1. Misapplying the 2D vs. 3D Equation Count: The most frequent error is using the three 2D equations for a structure that is clearly three-dimensional. Always assess the load and reaction directions first. If forces act in or reactions constrain three spatial directions, you are in 3D and have six equations.
2. Confusing Instability with Determinacy: A student may correctly count 3 unknowns for a 2D structure and assume it is determinate, failing to notice that the three reaction forces are concurrent at a single point. The equation count is necessary but not sufficient; a stability check is mandatory.
3. Miscounting Unknowns for Complex Supports: It's easy to under-count unknowns for a fixed support (3 in 2D, 6 in 3D) or over-count for a link/simple cable (1 unknown, the tension along its axis). Double-check the degrees of freedom each support restrains.
4. Overlooking Internal Indeterminacy: When analyzing frames or trusses, indeterminacy can be internal (within the members) as well as external (at the supports). For a truss, the formula is $m+r>2j$ for indeterminacy, where $m$ is members, $r$ is reaction forces, and $j$ is joints. Failing to account for this leads to an incomplete classification.

Summary

• The preliminary classification of a structure as determinate, indeterminate, or unstable is the non-negotiable first step in static analysis.

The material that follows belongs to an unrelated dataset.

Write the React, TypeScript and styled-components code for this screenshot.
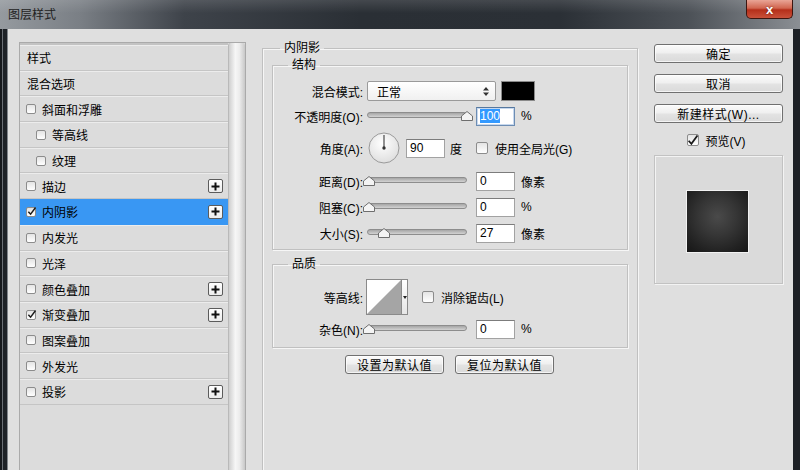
import React from 'react'
import styled, { createGlobalStyle } from 'styled-components'

const GlobalStyle = createGlobalStyle`
  html, body {
    margin: 0;
    padding: 0;
    background: #1f2328;
  }
`

const Page = styled.div`
  width: 800px;
  height: 470px;
  display: flex;
  flex-direction: column;
  overflow: hidden;
  background: #1d2126;
  font-family: "Liberation Sans", "Noto Sans CJK SC", sans-serif;
  font-size: 12px;
  color: #000;
`

const TitleBar = styled.div`
  height: 29px;
  flex: none;
  display: flex;
  align-items: flex-start;
  background:
    linear-gradient(180deg, rgba(255,255,255,0.12) 0%, rgba(255,255,255,0) 45%),
    linear-gradient(90deg, #959a9f 0%, #7a7f85 10%, #3e434a 23%, #2a2f35 45%, #2b3036 70%, #4c5157 86%, #8b8f94 100%);
`

const Title = styled.div`
  padding: 7px 0 0 8px;
  line-height: 16px;
  color: #222;
`

const CloseButton = styled.div`
  margin-left: auto;
  margin-right: 7px;
  width: 47px;
  height: 19px;
  box-sizing: border-box;
  display: flex;
  align-items: center;
  justify-content: center;
  border: 1px solid #3d1610;
  border-top: none;
  border-radius: 0 0 5px 5px;
  background: linear-gradient(180deg, #e9a596 0%, #d16650 45%, #b52f1a 55%, #c9513a 100%);
  color: #fff;
  font-weight: bold;
  font-size: 13px;
  text-shadow: 0 0 2px #5a1a10;
`

const Frame = styled.div`
  flex: 1;
  display: flex;
  padding: 0 7px;
  min-height: 0;
  background: linear-gradient(90deg, #15181c 0px, #15181c 2px, #6a6f75 2px, #6a6f75 3px, #1d2126 3px);
`

const Body = styled.div`
  flex: 1;
  display: flex;
  align-items: stretch;
  padding: 11px 0 0 11px;
  background: #dfdfdf;
  border-left: 1px solid #80858b;
  overflow: hidden;
`

/* ---------- left list ---------- */

const StylePanel = styled.div`
  width: 227px;
  box-sizing: border-box;
  margin-top: 2px;
  display: flex;
  border: 1px solid #aaaaaa;
  border-bottom: none;
  background: #dcdcdc;
`

const StyleList = styled.div`
  flex: 1;
  border-top: 2px solid #c3c3c3;
`

const StyleItem = styled.div<{ $indent: number; $active?: boolean }>`
  height: 25.7px;
  box-sizing: border-box;
  display: flex;
  align-items: center;
  padding-left: ${({ $indent }) => $indent}px;
  border-top: 1px solid ${({ $active }) => ($active ? '#3a97f2' : '#ececec')};
  border-bottom: 1px solid ${({ $active }) => ($active ? '#3a97f2' : '#c5c5c5')};
  background: ${({ $active }) => ($active ? '#3997f3' : 'transparent')};
  white-space: nowrap;
`

const ItemLabel = styled.span`
  margin-left: 6px;
`

const PlusButton = styled.div`
  margin-left: auto;
  margin-right: 5px;
  width: 15px;
  height: 14px;
  box-sizing: border-box;
  border: 1px solid #5c5c5c;
  border-radius: 2px;
  background: linear-gradient(180deg, #ffffff, #ececec);
  display: flex;
  align-items: center;
  justify-content: center;
`

const Scrollbar = styled.div`
  width: 16px;
  border-left: 1px solid #b9b9b9;
  border-radius: 3px 3px 0 0;
  background: linear-gradient(90deg, #cfcfcf 0%, #f6f6f6 40%, #ececec 65%, #c8c8c8 100%);
`

/* ---------- checkbox ---------- */

const Box = styled.span<{ $size: number }>`
  display: inline-flex;
  align-items: center;
  justify-content: center;
  flex: none;
  width: ${({ $size }) => $size}px;
  height: ${({ $size }) => $size}px;
  box-sizing: border-box;
  border: 1px solid #8c8c8c;
  border-radius: 2px;
  background: linear-gradient(180deg, #e4e4e4, #ffffff);
`

const CheckBox = ({ checked, size = 10 }: { checked?: boolean; size?: number }) => (
  <Box $size={size}>
    {checked && (
      <svg width={size - 1} height={size - 1} viewBox="0 0 10 10" style={{ overflow: 'visible' }}>
        <path d="M1.5 5.2 L4 8 L9.5 0.5" fill="none" stroke="#1a1a1a" strokeWidth="1.6" />
      </svg>
    )}
  </Box>
)

/* ---------- middle column ---------- */

const Middle = styled.div`
  width: 376px;
  margin-left: 16px;
  display: flex;
  flex-direction: column;
`

const Group = styled.fieldset<{ $pad?: string }>`
  margin: 0;
  padding: ${({ $pad }) => $pad || '0'};
  min-width: 0;
  border: 1px solid #c0c0c0;
  box-shadow: 1px 1px 0 #f6f6f6, inset 1px 1px 0 #f6f6f6;
`

const OuterGroup = styled(Group)`
  flex: 1;
  margin-bottom: -6px;
`

const QualityGroup = styled(Group)`
  margin-top: 6px;
`

const Legend = styled.legend<{ $offset: number }>`
  margin-left: ${({ $offset }) => $offset}px;
  padding: 0 4px;
  line-height: 16px;
  height: 16px;
`

const Row = styled.div<{ $h: number }>`
  height: ${({ $h }) => $h}px;
  display: grid;
  grid-template-columns: 90px 1fr;
  column-gap: 4px;
  align-items: center;
`

const RowLabel = styled.span`
  text-align: right;
  white-space: nowrap;
`

const Controls = styled.div`
  display: flex;
  align-items: center;
  white-space: nowrap;
`

const Select = styled.div`
  width: 129px;
  height: 20px;
  box-sizing: border-box;
  display: flex;
  align-items: center;
  padding: 0 6px 0 9px;
  border: 1px solid #9a9a9a;
  border-radius: 2px;
  background: linear-gradient(180deg, #ffffff, #f0f0f0);
  justify-content: space-between;
`

const Swatch = styled.div`
  width: 34px;
  height: 20px;
  box-sizing: border-box;
  margin-left: 5px;
  border: 1px solid #8a8a8a;
  background: #000;
`

const SliderBox = styled.div<{ $w: number }>`
  position: relative;
  width: ${({ $w }) => $w}px;
  height: 10px;
  flex: none;
`

const Track = styled.div`
  position: absolute;
  left: 0;
  right: 0;
  top: 1px;
  height: 4px;
  border: 1px solid #8d8d8d;
  border-radius: 3px;
  background: linear-gradient(180deg, #a6a6a6, #d2d2d2);
`

const Thumb = styled.svg`
  position: absolute;
  top: 0;
  margin-left: -6px;
`

const Slider = ({ value, width = 100 }: { value: number; width?: number }) => (
  <SliderBox $w={width}>
    <Track />
    <Thumb
      width="12"
      height="10"
      viewBox="0 0 12 10"
      style={{ left: `${2 + (value / 100) * (width - 2)}px` }}
    >
      <path d="M6 0.5 L11.5 5 L11.5 9.5 L0.5 9.5 L0.5 5 Z" fill="#f4f4f4" stroke="#6e6e6e" />
    </Thumb>
  </SliderBox>
)

const ValueBox = styled.div<{ $focus?: boolean; $gap?: number }>`
  width: 39px;
  height: 19px;
  box-sizing: border-box;
  margin-left: ${({ $gap }) => ($gap ?? 9)}px;
  padding: 0 3px;
  line-height: 17px;
  background: #fff;
  border: 1px solid ${({ $focus }) => ($focus ? '#6d8db3' : '#a2a2a2')};
  border-top-color: ${({ $focus }) => ($focus ? '#56789f' : '#7c7c7c')};
  box-shadow: ${({ $focus }) => ($focus ? 'inset 0 0 0 1px #c7d8ee' : 'none')};
`

const Selected = styled.span`
  background: #3399ff;
  color: #fff;
`

const Unit = styled.span<{ $gap?: number }>`
  margin-left: ${({ $gap }) => ($gap ?? 6)}px;
`

const InlineCheck = styled.label<{ $gap: number }>`
  display: flex;
  align-items: center;
  gap: 7px;
  margin-left: ${({ $gap }) => $gap}px;
`

const Contour = styled.div`
  display: flex;
  height: 36px;
  flex: none;
  margin-left: -1px;
`

const ContourSwatch = styled.div`
  width: 36px;
  height: 36px;
  box-sizing: border-box;
  border: 1px solid #8a8a8a;
  background: #fff;
`

const ContourArrow = styled.div`
  width: 6px;
  box-sizing: border-box;
  border: 1px solid #8a8a8a;
  border-left: none;
  background: linear-gradient(180deg, #ffffff, #e6e6e6);
  display: flex;
  align-items: center;
  justify-content: center;
`

const ButtonRow = styled.div`
  display: flex;
  justify-content: center;
  gap: 11px;
  margin-top: 7px;
  padding-right: 1px;
`

const Button = styled.div<{ $w?: number }>`
  width: ${({ $w }) => ($w ? `${$w}px` : '100%')};
  height: 19px;
  box-sizing: border-box;
  display: flex;
  align-items: center;
  justify-content: center;
  border: 1px solid #707070;
  border-radius: 3px;
  background: linear-gradient(180deg, #fbfbfb 0%, #efefef 48%, #e3e3e3 52%, #dadada 100%);
  box-shadow: inset 0 0 0 1px rgba(255,255,255,0.7);
  white-space: nowrap;
  letter-spacing: 0.5px;
`

/* ---------- right column ---------- */

const Side = styled.div`
  width: 129px;
  margin-left: 16px;
  padding-top: 4px;
  display: flex;
  flex-direction: column;
  gap: 11px;
`

const PreviewToggle = styled.label`
  height: 18px;
  margin-top: -3px;
  display: flex;
  align-items: center;
  justify-content: center;
  gap: 7px;
  padding-right: 5px;
`

const PreviewFrame = styled.div`
  height: 129px;
  margin-top: -5px;
  box-sizing: border-box;
  display: flex;
  align-items: center;
  justify-content: center;
  padding: 4px 3px 0 0;
  border: 1px solid #c2c2c2;
  box-shadow: inset 1px 1px 0 #f3f3f3, 1px 1px 0 #f3f3f3;
  background: #dadada;
`

const PreviewSquare = styled.div`
  width: 63px;
  height: 63px;
  box-sizing: border-box;
  border: 1px solid #f2f2f2;
  background: radial-gradient(circle at 50% 42%, #4a4a4a 0%, #363636 40%, #222 75%, #161616 100%);
`

const Dial = () => (
  <svg width="32" height="32" viewBox="0 0 32 32" style={{ flex: 'none', marginLeft: 1 }}>
    <defs>
      <radialGradient id="dialFill" cx="45%" cy="35%" r="70%">
        <stop offset="0%" stopColor="#ffffff" />
        <stop offset="100%" stopColor="#dcdcdc" />
      </radialGradient>
    </defs>
    <circle cx="16" cy="16" r="15" fill="url(#dialFill)" stroke="#9a9a9a" />
    <line x1="16" y1="16" x2="16" y2="3" stroke="#4a4a4a" strokeWidth="1.2" />
    <circle cx="16" cy="16" r="1.7" fill="#333" />
  </svg>
)

type Item = {
  label: string
  head?: boolean
  sub?: boolean
  checked?: boolean
  plus?: boolean
  active?: boolean
}

const items: Item[] = [
  { label: '样式', head: true },
  { label: '混合选项', head: true },
  { label: '斜面和浮雕' },
  { label: '等高线', sub: true },
  { label: '纹理', sub: true },
  { label: '描边', plus: true },
  { label: '内阴影', checked: true, plus: true, active: true },
  { label: '内发光' },
  { label: '光泽' },
  { label: '颜色叠加', plus: true },
  { label: '渐变叠加', checked: true, plus: true },
  { label: '图案叠加' },
  { label: '外发光' },
  { label: '投影', plus: true },
]

const Plus = () => (
  <PlusButton>
    <svg width="9" height="9" viewBox="0 0 9 9">
      <path d="M4.5 0.5 V8.5 M0.5 4.5 H8.5" stroke="#111" strokeWidth="2" />
    </svg>
  </PlusButton>
)

export default function App() {
  return (
    <Page>
      <GlobalStyle />
      <TitleBar>
        <Title>图层样式</Title>
        <CloseButton>x</CloseButton>
      </TitleBar>
      <Frame>
        <Body>
          <StylePanel>
            <StyleList>
              {items.map((it) => (
                <StyleItem key={it.label} $indent={it.head ? 7 : it.sub ? 16 : 6} $active={it.active}>
                  {it.head ? (
                    <span>{it.label}</span>
                  ) : (
                    <>
                      <CheckBox checked={it.checked} />
                      <ItemLabel>{it.label}</ItemLabel>
                    </>
                  )}
                  {it.plus && <Plus />}
                </StyleItem>
              ))}
            </StyleList>
            <Scrollbar />
          </StylePanel>

          <Middle>
            <OuterGroup $pad="1px 9px 0 9px">
              <Legend $offset={8}>内阴影</Legend>
              <Group $pad="6px 0 2px 0">
                <Legend $offset={15}>结构</Legend>
                <Row $h={24}>
                  <RowLabel>混合模式:</RowLabel>
                  <Controls>
                    <Select>
                      <span>正常</span>
                      <svg width="6" height="9" viewBox="0 0 6 9">
                        <path d="M3 0 L6 3.5 H0 Z M3 9 L6 5.5 H0 Z" fill="#333" />
                      </svg>
                    </Select>
                    <Swatch />
                  </Controls>
                </Row>
                <Row $h={26}>
                  <RowLabel>不透明度(O):</RowLabel>
                  <Controls>
                    <Slider value={100} />
                    <ValueBox $focus>
                      <Selected>100</Selected>
                    </ValueBox>
                    <Unit>%</Unit>
                  </Controls>
                </Row>
                <Row $h={38}>
                  <RowLabel>角度(A):</RowLabel>
                  <Controls>
                    <Dial />
                    <ValueBox $gap={6}>90</ValueBox>
                    <Unit $gap={5}>度</Unit>
                    <InlineCheck $gap={14}>
                      <CheckBox size={12} />
                      <span>使用全局光(G)</span>
                    </InlineCheck>
                  </Controls>
                </Row>
                <Row $h={28}>
                  <RowLabel>距离(D):</RowLabel>
                  <Controls>
                    <Slider value={0} />
                    <ValueBox>0</ValueBox>
                    <Unit>像素</Unit>
                  </Controls>
                </Row>
                <Row $h={24}>
                  <RowLabel>阻塞(C):</RowLabel>
                  <Controls>
                    <Slider value={0} />
                    <ValueBox>0</ValueBox>
                    <Unit>%</Unit>
                  </Controls>
                </Row>
                <Row $h={28}>
                  <RowLabel>大小(S):</RowLabel>
                  <Controls>
                    <Slider value={15} />
                    <ValueBox>27</ValueBox>
                    <Unit>像素</Unit>
                  </Controls>
                </Row>
              </Group>

              <QualityGroup $pad="6px 0 5px 0">
                <Legend $offset={15}>品质</Legend>
                <Row $h={38}>
                  <RowLabel>等高线:</RowLabel>
                  <Controls>
                    <Contour>
                      <ContourSwatch>
                        <svg width="34" height="34" viewBox="0 0 34 34">
                          <path d="M0 34 L34 0 L34 34 Z" fill="#a5a5a5" />
                        </svg>
                      </ContourSwatch>
                      <ContourArrow>
                        <svg width="4" height="3" viewBox="0 0 4 3">
                          <path d="M0 0 H4 L2 3 Z" fill="#222" />
                        </svg>
                      </ContourArrow>
                    </Contour>
                    <InlineCheck $gap={14}>
                      <CheckBox size={12} />
                      <span>消除锯齿(L)</span>
                    </InlineCheck>
                  </Controls>
                </Row>
                <Row $h={26}>
                  <RowLabel>杂色(N):</RowLabel>
                  <Controls>
                    <Slider value={0} />
                    <ValueBox>0</ValueBox>
                    <Unit>%</Unit>
                  </Controls>
                </Row>
              </QualityGroup>

              <ButtonRow>
                <Button $w={99}>设置为默认值</Button>
                <Button $w={99}>复位为默认值</Button>
              </ButtonRow>
            </OuterGroup>
          </Middle>

          <Side>
            <Button>确定</Button>
            <Button>取消</Button>
            <Button>新建样式(W)...</Button>
            <PreviewToggle>
              <CheckBox checked size={12} />
              <span>预览(V)</span>
            </PreviewToggle>
            <PreviewFrame>
              <PreviewSquare />
            </PreviewFrame>
          </Side>
        </Body>
      </Frame>
    </Page>
  )
}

• The basic test compares the number of unknown reaction forces to the number of independent equilibrium equations available for the rigid body (3 in 2D, 6 in 3D).

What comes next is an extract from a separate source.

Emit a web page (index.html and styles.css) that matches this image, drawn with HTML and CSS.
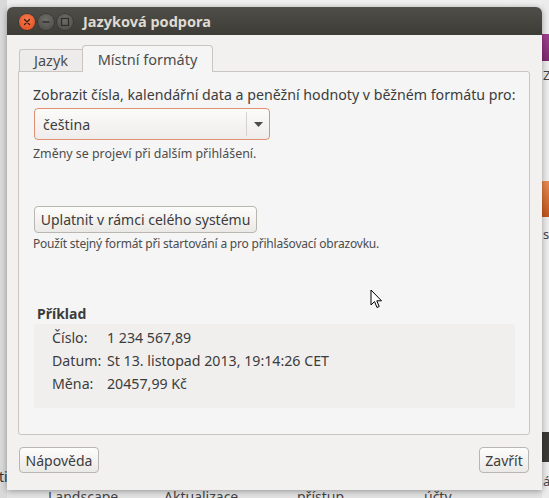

• Improper constraints—concurrent reactions or parallel reactions—can render a structure unstable even if the equation count appears satisfied. A visual stability check is always required.
• The degree of indeterminacy is the numerical difference between unknowns and equations, indicating how many additional deformation-based equations are needed for a solution.
• Your classification directly selects the solution methodology: simple equilibrium for determinate structures, and advanced mechanics of materials methods (compatibility, superposition) for indeterminate ones.